The brewing process at Deschutes includes many phases and transitions, such as filling, fermentation, free rise, cooling, diacetyl rest and maturing in tanks, to name a few. For the initial rollout, the craft beer producer decided to bring in the data modeling for just one stage of the process: the fermentation to free rise transition. During this stage, operators conduct, prepare and perform analysis on samples to understand when the fermented beer can move to the free rise phase. This step requires operators to manually measure the apparent degree of fermentation (ADF) — the density of a batch. 

The OSIsoft data-modeling and visualization solution retrieves data from processing equipment and production lines, stores critical information, and produces analysis of time-series/event-based data in real time. This scalable solution can also store millions of data points and interface with more than 450 off-the-shelf proprietary interfaces. 

“We wanted to start small and focused on just one brand and brought ADF data into the data-modeling solution,” said Tim Alexander, assistant brewmaster at Deschutes Brewery, during the recent OSIsoft users conference in Germany. “The team had a specific time frame of the data and applied a very simple linear regression over the top of the information.” 

“The question was can we use all this data — manual and sensors — that we've been collecting to predict when these transitions are going to occur?” said Brian Faivre, brewmaster at Deschutes Brewery, at the OSIsoft user conference. “If so, we needed a sophisticated model that was going to adapt and learn over time.”

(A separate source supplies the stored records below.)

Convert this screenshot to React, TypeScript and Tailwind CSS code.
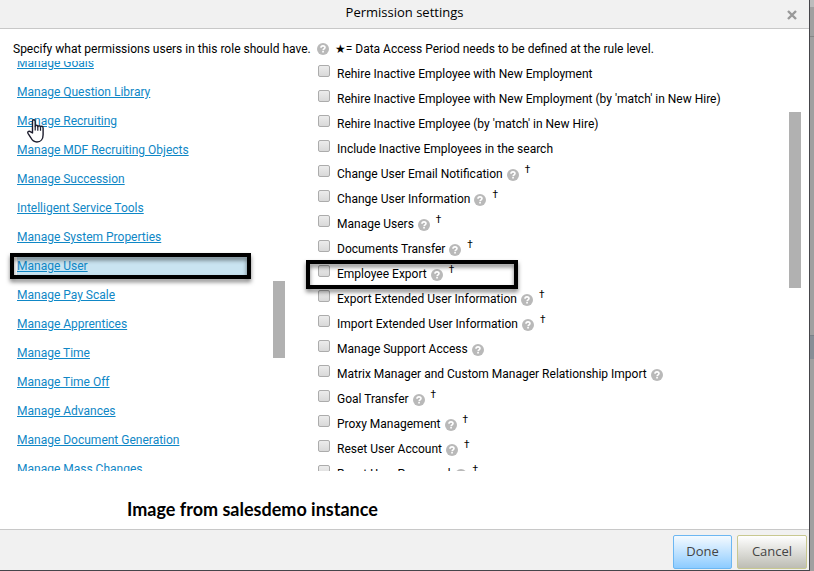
import React from 'react';

interface Permission {
  label: string;
  help?: boolean;
  dagger?: boolean;
  marked?: boolean;
}

const categories = [
  'Manage Goals',
  'Manage Question Library',
  'Manage Recruiting',
  'Manage MDF Recruiting Objects',
  'Manage Succession',
  'Intelligent Service Tools',
  'Manage System Properties',
  'Manage User',
  'Manage Pay Scale',
  'Manage Apprentices',
  'Manage Time',
  'Manage Time Off',
  'Manage Advances',
  'Manage Document Generation',
  'Manage Mass Changes',
];

const permissions: Permission[] = [
  { label: 'Rehire Inactive Employee with New Employment' },
  { label: "Rehire Inactive Employee with New Employment (by 'match' in New Hire)" },
  { label: "Rehire Inactive Employee (by 'match' in New Hire)" },
  { label: 'Include Inactive Employees in the search' },
  { label: 'Change User Email Notification', help: true, dagger: true },
  { label: 'Change User Information', help: true, dagger: true },
  { label: 'Manage Users', help: true, dagger: true },
  { label: 'Documents Transfer', help: true, dagger: true },
  { label: 'Employee Export', help: true, dagger: true, marked: true },
  { label: 'Export Extended User Information', help: true, dagger: true },
  { label: 'Import Extended User Information', help: true, dagger: true },
  { label: 'Manage Support Access', help: true },
  { label: 'Matrix Manager and Custom Manager Relationship Import', help: true },
  { label: 'Goal Transfer', help: true, dagger: true },
  { label: 'Proxy Management', help: true, dagger: true },
  { label: 'Reset User Account', help: true, dagger: true },
  { label: 'Reset User Password', help: true, dagger: true },
];

const HelpIcon = () => (
  <svg className="h-3 w-3 shrink-0" viewBox="0 0 12 12" aria-hidden="true">
    <circle cx="6" cy="6" r="6" fill="#b9b9b9" />
    <path
      d="M4 4.8C4 3.5 4.8 2.9 6 2.9s2 .7 2 1.7c0 1.2-1.9 1.3-1.9 2.6"
      fill="none"
      stroke="#fff"
      strokeWidth="1.6"
    />
    <rect x="5.2" y="8" width="1.7" height="1.5" fill="#fff" />
  </svg>
);

const HandCursor = () => (
  <svg
    className="pointer-events-none absolute top-2.5 left-2.5 z-10 h-6 w-[18px]"
    viewBox="0 0 18 24"
    aria-hidden="true"
  >
    <path
      d="M5.5 14V2.4C5.5 1.4 6 .8 6.8.8s1.4.6 1.4 1.6v5.2c.1-.9.6-1.3 1.3-1.3s1.2.5 1.3 1.4c.2-.7.7-1 1.3-1 .8 0 1.3.5 1.4 1.4.2-.5.6-.8 1.2-.8.9 0 1.4.6 1.4 1.6v6.8c0 4-2.2 7.3-6.2 7.3-3.3 0-4.8-1.7-6-4.2L1 14.3c-.4-.9-.2-1.6.5-1.9.8-.4 1.6-.1 2.2.5z"
      fill="#fff"
      stroke="#1c1c2c"
      strokeWidth="1.4"
      strokeLinejoin="round"
    />
    <path d="M8.2 7.5v4M10.8 7.7v4M13.5 8.2v3.6" stroke="#1c1c2c" strokeWidth="1.2" />
  </svg>
);

const CategoryLink = ({ name }: { name: string }) => {
  const selected = name === 'Manage User';

  return (
    <li className={`relative h-6 ${selected ? 'bg-[#c9e4f1]' : ''}`}>
      <a href="#" className="block leading-6 text-[#0f87c6] underline underline-offset-1">
        {name}
      </a>
      {name === 'Manage Recruiting' && <HandCursor />}
      {selected && (
        <div className="pointer-events-none absolute -inset-y-px -right-1 -left-[7px] border-4 border-black drop-shadow-[0_3px_2px_rgba(0,0,0,0.5)]" />
      )}
    </li>
  );
};

const PermissionRow = ({ item }: { item: Permission }) => (
  <li className="relative h-[25px]">
    <label className="flex h-full items-center">
      <input
        type="checkbox"
        className="mr-[7px] mb-1.5 h-3 w-3 shrink-0 appearance-none rounded-xs border border-[#acacac] bg-linear-to-b from-[#ececec] to-[#d9d9d9]"
      />
      <span className="whitespace-nowrap">{item.label}</span>
      {item.help && (
        <span className="mt-0.5 ml-1">
          <HelpIcon />
        </span>
      )}
      {item.dagger && <span className="mb-2 ml-1.5 text-[10px] leading-3">†</span>}
    </label>
    {item.marked && (
      <div className="pointer-events-none absolute -top-px -bottom-[3px] -left-3 z-10 w-[212px] border-4 border-black drop-shadow-[0_3px_2px_rgba(0,0,0,0.5)]" />
    )}
  </li>
);

export default function App() {
  return (
    <div className="flex min-h-screen bg-[#a0a0a0] font-[Roboto,sans-serif] text-xs text-black">
      <div
        role="dialog"
        aria-labelledby="dialog-title"
        className="flex min-w-0 flex-1 flex-col border-r border-b border-[#45454a] bg-white"
      >
        <header className="relative h-[29px] border-b border-[#c8c8c8] bg-[#f1f1f1] font-['Open_Sans',sans-serif]">
          <h1 id="dialog-title" className="text-center text-[13px] leading-6">
            Permission settings
          </h1>
          <button type="button" aria-label="Close" className="absolute top-2.5 right-3">
            <svg className="h-2.5 w-2.5" viewBox="0 0 10 10">
              <path d="M1 1l8 8M9 1L1 9" stroke="#999" strokeWidth="2.4" />
            </svg>
          </button>
        </header>

        <main className="flex-1">
          <div className="flex items-center pt-2.5 pl-[13px] leading-5 whitespace-nowrap">
            <span>Specify what permissions users in this role should have.</span>
            <span className="mx-1.5">
              <HelpIcon />
            </span>
            <span>★= Data Access Period needs to be defined at the rule level.</span>
          </div>

          <div className="mt-0.5 flex h-[410px]">
            <nav className="w-[273px] shrink-0 overflow-hidden pr-[26px] pl-[17px]">
              <ul className="-mt-2.5 space-y-[5px]">
                {categories.map((name) => (
                  <CategoryLink key={name} name={name} />
                ))}
              </ul>
            </nav>
            <div className="w-3 shrink-0">
              <div className="mt-[220px] h-[77px] bg-[#b1b1b1]" />
            </div>
            <ul className="min-w-0 flex-1 overflow-hidden pl-[33px]">
              {permissions.map((item) => (
                <PermissionRow key={item.label} item={item} />
              ))}
            </ul>
            <div className="mr-2 w-3 shrink-0">
              <div className="mt-[51px] h-44 bg-[#b1b1b1]" />
            </div>
          </div>

          <p className="mt-6 pl-[127px] font-[Lato,sans-serif] text-lg leading-7 font-bold">
            Image from salesdemo instance
          </p>
        </main>

        <footer className="flex h-[41px] justify-end gap-[5px] border-t border-[#c8c8c8] bg-[#f1f1f1] pt-[5px] pr-0.5 font-['Open_Sans',sans-serif] text-[13px] text-[#444]">
          <button
            type="button"
            className="h-[34px] w-[59px] rounded-xs border border-[#6cb7f2] bg-linear-to-b from-[#f4faff] to-[#8ccbff]"
          >
            Done
          </button>
          <button
            type="button"
            className="h-[34px] w-[70px] rounded-xs border border-[#c8c890] bg-linear-to-b from-white to-[#bdbdb4]"
          >
            Cancel
          </button>
        </footer>
      </div>

      {/* dimmed page behind the dialog */}
      <div className="w-1 shrink-0">
        <div className="h-[7px] bg-[#bcbcbc]" />
        <div className="h-[30px] border-b border-[#858585]" />
        <div className="mt-[298px] h-6 border-t border-[#7b8188] bg-[#878e96]" />
      </div>
    </div>
  );
}
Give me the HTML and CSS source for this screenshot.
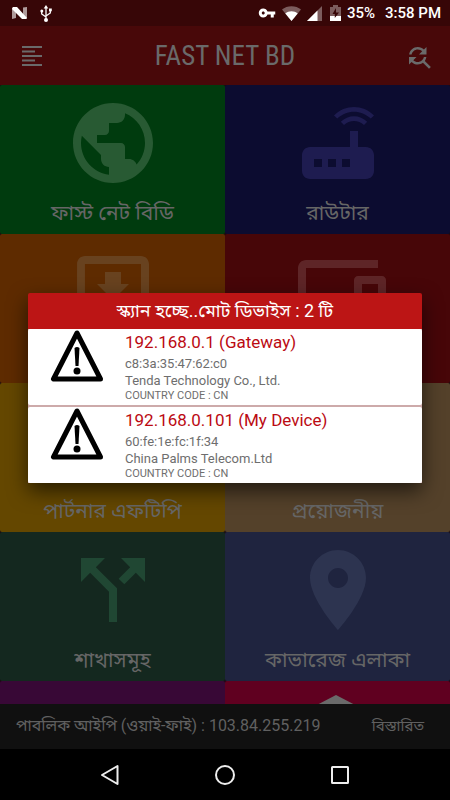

During the initial data-modeling demonstration, Deschutes decided that it would undertake this data-modeling process with each specific beer brand to keep the variables limited.  

“The brand was the key indicator,” said Faivre. “If you looked back at fermentations for the same brand, before modeling, we were really close and had a good idea. Then, we ran the data-modeling curve, and it would say where this fermentation point is going to be.” 

For this process, Deschutes entered all of the processing data — past operator manual measurements and fermentor framework — into the modeling platform and produced data context via the PI Integrator for Microsoft Azure and a SQL data warehouse. The integrator tool for Microsoft Azure is a business-intelligence solution that runs multiple analyses based on Cortana Intelligence and identifies operational patterns, dependencies and correlations. 

Deschutes Brewery now estimates a loss of 72 hours of production capacity per fermentation if they didn't accurately identify this critical transition, not to mention quality issues. 

“Brand creation is getting bigger, and all the trends in the craft industry point to consumers drinking what’s new," said Faivre. “Now we'll be able to have a data curve for an established brand and say, ‘Apply that curve to this new brand,’ and quickly utilize this functionality without a lot of data behind it.”